== Dataset section
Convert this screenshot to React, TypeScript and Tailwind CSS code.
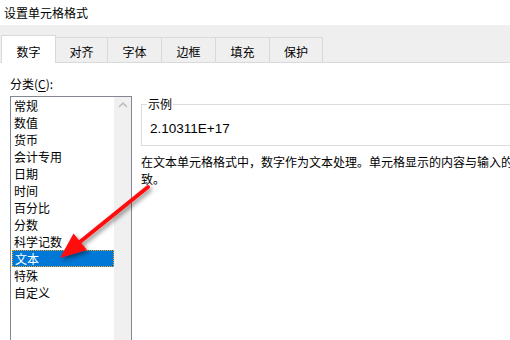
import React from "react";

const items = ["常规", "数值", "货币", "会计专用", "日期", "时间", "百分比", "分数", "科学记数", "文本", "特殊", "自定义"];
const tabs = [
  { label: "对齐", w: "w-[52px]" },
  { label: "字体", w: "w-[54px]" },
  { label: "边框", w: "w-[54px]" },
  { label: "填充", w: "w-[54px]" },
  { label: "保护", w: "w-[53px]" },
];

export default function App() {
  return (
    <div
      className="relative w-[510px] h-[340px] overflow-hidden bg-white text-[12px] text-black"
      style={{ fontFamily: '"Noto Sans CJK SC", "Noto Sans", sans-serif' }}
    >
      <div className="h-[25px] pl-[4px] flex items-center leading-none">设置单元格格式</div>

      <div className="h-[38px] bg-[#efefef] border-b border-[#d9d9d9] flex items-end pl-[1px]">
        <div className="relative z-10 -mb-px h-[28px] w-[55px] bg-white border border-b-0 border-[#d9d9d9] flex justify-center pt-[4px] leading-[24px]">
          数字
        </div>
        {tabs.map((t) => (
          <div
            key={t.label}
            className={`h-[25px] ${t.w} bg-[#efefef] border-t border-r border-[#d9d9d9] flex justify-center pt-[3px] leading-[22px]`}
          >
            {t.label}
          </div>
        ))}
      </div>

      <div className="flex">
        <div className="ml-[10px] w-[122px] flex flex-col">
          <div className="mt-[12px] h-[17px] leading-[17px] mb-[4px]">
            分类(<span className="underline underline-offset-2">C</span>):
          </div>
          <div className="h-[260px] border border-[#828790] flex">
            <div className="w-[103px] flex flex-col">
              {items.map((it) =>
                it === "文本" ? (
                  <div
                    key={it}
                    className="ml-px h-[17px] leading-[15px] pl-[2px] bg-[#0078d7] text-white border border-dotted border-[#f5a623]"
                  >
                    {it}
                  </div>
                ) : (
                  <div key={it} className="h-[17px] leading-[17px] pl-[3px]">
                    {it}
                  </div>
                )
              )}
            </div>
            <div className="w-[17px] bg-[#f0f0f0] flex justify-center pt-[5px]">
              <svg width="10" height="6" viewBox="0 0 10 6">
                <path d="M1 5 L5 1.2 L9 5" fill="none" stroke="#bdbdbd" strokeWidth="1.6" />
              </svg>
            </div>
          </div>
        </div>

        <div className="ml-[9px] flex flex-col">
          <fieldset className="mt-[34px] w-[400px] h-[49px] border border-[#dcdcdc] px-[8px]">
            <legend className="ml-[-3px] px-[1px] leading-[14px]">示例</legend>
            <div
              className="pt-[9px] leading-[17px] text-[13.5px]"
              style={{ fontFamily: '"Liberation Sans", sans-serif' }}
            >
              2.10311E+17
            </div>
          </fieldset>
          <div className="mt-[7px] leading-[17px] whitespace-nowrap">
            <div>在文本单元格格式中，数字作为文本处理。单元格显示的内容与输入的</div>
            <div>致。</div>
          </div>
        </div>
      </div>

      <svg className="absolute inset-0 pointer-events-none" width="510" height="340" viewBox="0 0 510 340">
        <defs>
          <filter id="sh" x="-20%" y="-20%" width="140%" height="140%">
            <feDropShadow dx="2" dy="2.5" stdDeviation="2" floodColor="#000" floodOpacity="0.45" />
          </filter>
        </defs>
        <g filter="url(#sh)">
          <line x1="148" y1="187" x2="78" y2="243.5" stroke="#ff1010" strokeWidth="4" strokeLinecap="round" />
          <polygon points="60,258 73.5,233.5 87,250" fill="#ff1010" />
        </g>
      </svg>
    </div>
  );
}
====
◆ **Problem to solve**
Write out exactly the opening lines of the data, stopping after the line that holds "import React from". Exclude pictures.

◆ **Written solution**
Convert this screenshot to React, TypeScript and Tailwind CSS code.
import React from "react";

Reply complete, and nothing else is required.